What Is a Splice?
Have you noticed what looks like a seam in your fabric, binding or welting? Don’t worry — this is totally normal. The seam created where two pieces of material are joined together is what’s known as a splice. There are plenty of reasons a manufacturer would put a splice in any given length of material. We’re here to explain how and why.
From left to right: the underside of a splice in vinyl binding, the right side of a splice in vinyl binding, the underside of a splice in acrylic binding, and the right side of a splice in acrylic binding.
Splices in Fabric
Finding a splice in yards of fabric is rare, but it is more common in certain types of fabrics than others. For example, foam backed headliner from brands like Morbern® are known for having splices in the vinyl. In order to work around these splices, we recommend ordering up to 20% more material than you think you’ll need.

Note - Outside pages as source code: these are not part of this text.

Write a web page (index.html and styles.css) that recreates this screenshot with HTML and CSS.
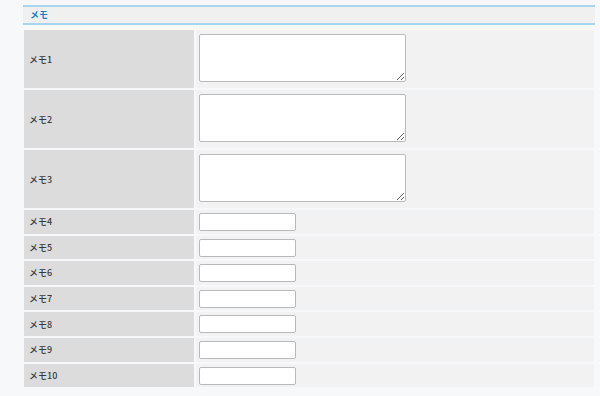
FILE: index.html
```html
<!DOCTYPE html>
<html lang="ja">
<head>
  <meta charset="UTF-8">
  <title>メモ</title>
  <link rel="stylesheet" href="styles.css">
</head>
<body>

  <div class="memo-panel">
    <!-- Section title -->
    <div class="section-title">メモ</div>

    <!-- Memo fields -->
    <div class="memo-form">
      <div class="label">メモ1</div>
      <div class="field"><textarea class="memo-area"></textarea></div>

      <div class="label">メモ2</div>
      <div class="field"><textarea class="memo-area"></textarea></div>

      <div class="label">メモ3</div>
      <div class="field"><textarea class="memo-area"></textarea></div>

      <div class="label small">メモ4</div>
      <div class="field small"><input type="text" class="memo-input"></div>

      <div class="label small">メモ5</div>
      <div class="field small"><input type="text" class="memo-input"></div>

      <div class="label small">メモ6</div>
      <div class="field small"><input type="text" class="memo-input"></div>

      <div class="label small">メモ7</div>
      <div class="field small"><input type="text" class="memo-input"></div>

      <div class="label small">メモ8</div>
      <div class="field small"><input type="text" class="memo-input"></div>

      <div class="label small">メモ9</div>
      <div class="field small"><input type="text" class="memo-input"></div>

      <div class="label small">メモ10</div>
      <div class="field small"><input type="text" class="memo-input"></div>
    </div>
  </div>

</body>
</html>
```

FILE: styles.css
```css
/* General styling */
body {
  margin: 0;
  background-color: #f7f8fa;
  font-family: "Noto Sans CJK JP", "Noto Sans", sans-serif;
  color: #333;
}

.memo-panel {
  padding: 5px 5px 0 23px;
}

/* Section title bar */
.section-title {
  height: 16px;
  line-height: 16px;
  padding-left: 7px;
  background-color: #f0f0f0;
  border-top: 2px solid #a9d5ee;
  border-bottom: 2px solid #a9d5ee;
  color: #1f7fc4;
  font-size: 9px;
  font-weight: bold;
}

/* Form grid */
.memo-form {
  display: grid;
  grid-template-columns: 170px 398px;
  gap: 2px;
  margin: 5px 0 0 1px;
}

.label {
  display: flex;
  align-items: center;
  height: 58px;
  padding-left: 5px;
  background-color: #dcdcdc;
  font-size: 9px;
  font-weight: 500;
  color: #3a3a3a;
}

.field {
  display: flex;
  align-items: flex-start;
  height: 58px;
  padding: 4px 0 0 3px;
  box-sizing: border-box;
  background-color: #f2f2f2;
}

.label.small,
.field.small {
  height: 23.6px;
}

.field.small {
  padding-top: 3px;
}

.memo-area {
  width: 207px;
  height: 48px;
  margin: 0;
  box-sizing: border-box;
  border: 1px solid #b9b9b9;
  border-radius: 2px;
  background: #fff;
}

.memo-input {
  width: 97px;
  height: 18px;
  margin: 0;
  padding: 0 3px;
  box-sizing: border-box;
  border: 1px solid #b9b9b9;
  border-radius: 2px;
  background: #fff;
}
```
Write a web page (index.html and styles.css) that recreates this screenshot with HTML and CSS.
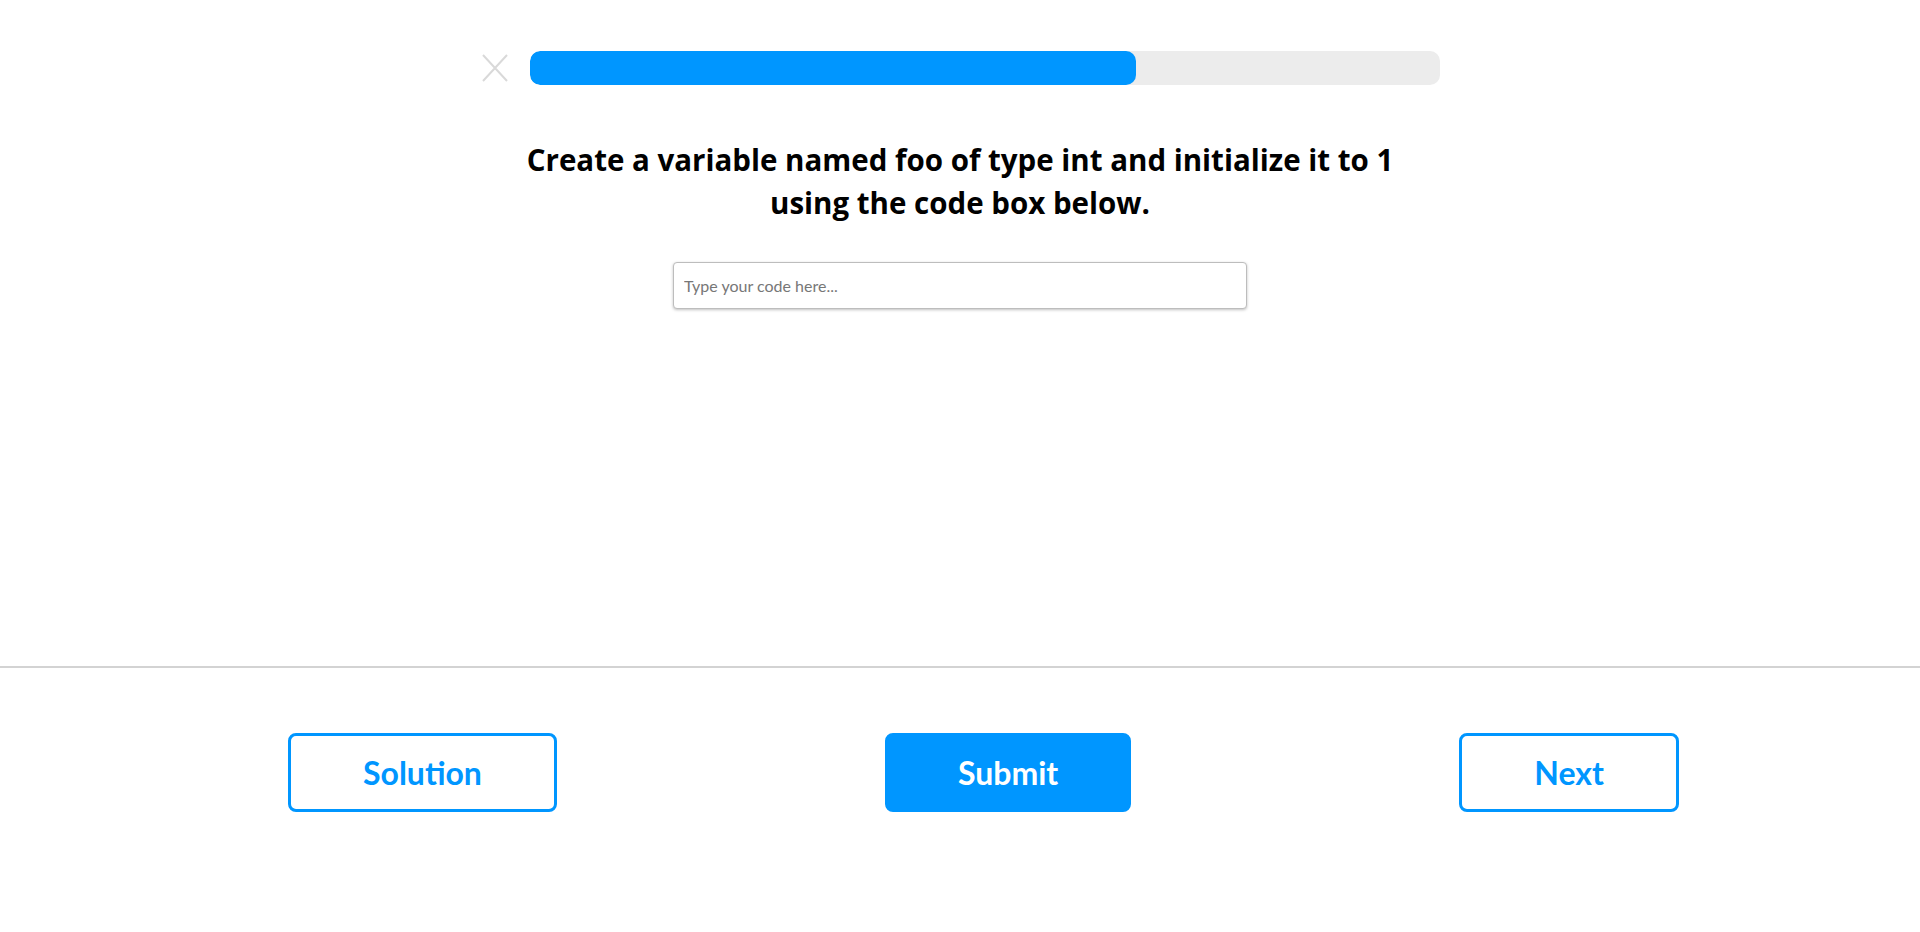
FILE: index.html
```html
<!DOCTYPE html>
<html lang="en">
<head>
<meta charset="utf-8">
<title>Lesson</title>
<link rel="stylesheet" href="styles.css">
</head>
<body>
<div class="page">
  <main class="lesson">
    <div class="progress-row">
      <button class="close" aria-label="Close">
        <svg width="28" height="28" viewBox="0 0 28 28"><path d="M2 1 L26 27 M26 1 L2 27" stroke="#d9d9d9" stroke-width="2" fill="none"/></svg>
      </button>
      <div class="progress"><div class="progress-fill" style="width:66.7%"></div></div>
    </div>
    <h1 class="question">Create a variable named foo of type int and initialize it to 1 using the code box below.</h1>
    <input class="code-input" type="text" placeholder="Type your code here...">
  </main>
  <footer class="footer">
    <div class="actions">
      <button class="btn btn-outline">Solution</button>
      <button class="btn btn-primary">Submit</button>
      <button class="btn btn-outline">Next</button>
    </div>
  </footer>
</div>
</body>
</html>
```
FILE: styles.css
```css
html, body {
  margin: 0;
  padding: 0;
  background: #fff;
  font-family: "Lato", "Noto Sans", sans-serif;
  color: #000;
}
.page {
  display: flex;
  flex-direction: column;
  min-height: 100vh;
}
.lesson {
  height: 666px;
  box-sizing: border-box;
  padding-top: 51px;
  display: flex;
  flex-direction: column;
  align-items: center;
}
.progress-row {
  display: flex;
  align-items: center;
  gap: 21px;
}
.close {
  width: 28px;
  height: 28px;
  padding: 0;
  border: 0;
  background: none;
  display: flex;
  cursor: pointer;
}
.progress {
  width: 910px;
  height: 34px;
  background: #ececec;
  border-radius: 10px;
  overflow: hidden;
}
.progress-fill {
  height: 100%;
  background: #0096ff;
  border-radius: 10px;
}
.question {
  margin: 53px 0 0;
  max-width: 890px;
  font-family: "Open Sans", "Lato", sans-serif;
  font-size: 29.5px;
  line-height: 43px;
  font-weight: 700;
  text-align: center;
}
.code-input {
  margin-top: 38px;
  width: 574px;
  height: 47px;
  box-sizing: border-box;
  border: 1px solid #bdbdbd;
  border-radius: 4px;
  box-shadow: 0 1px 3px rgba(0,0,0,0.25);
  padding: 0 10px;
  font-family: "Lato", sans-serif;
  font-size: 16px;
  outline: none;
}
.code-input::placeholder {
  color: #777;
}
.footer {
  border-top: 2px solid #d3d3d3;
  padding-top: 65px;
}
.actions {
  margin-left: 288px;
  display: flex;
  gap: 328px;
}
.btn {
  height: 79px;
  padding: 0 72px;
  border-radius: 8px;
  font-family: "Lato", sans-serif;
  font-size: 32px;
  font-weight: 700;
  cursor: pointer;
  box-sizing: border-box;
}
.btn-outline {
  background: #fff;
  color: #0096ff;
  border: 3px solid #0096ff;
}
.btn-primary {
  background: #0096ff;
  color: #fff;
  border: 3px solid #0096ff;
  padding: 0 70px;
}
```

Splices in Bias-Cut Binding & Welting
When it comes to binding and welting, splices are inevitable. Both types of trim are made from bias-cut fabric. This means that, rather than cutting straight up the length of the fabric to create the trim, a manufacturer cuts the fabric into strips at a 45 degree angle, diagonally across the fabric. Because this results in shorter lengths of fabric, the pieces must be sewn together into a continuous strip to get the highest yard yield. Frequent splices are to be expected in any quantity of binding or welting.
This diagram shows how fabric is cut on the bias, and how those strips are joined in a splice to create a continuous piece of fabric.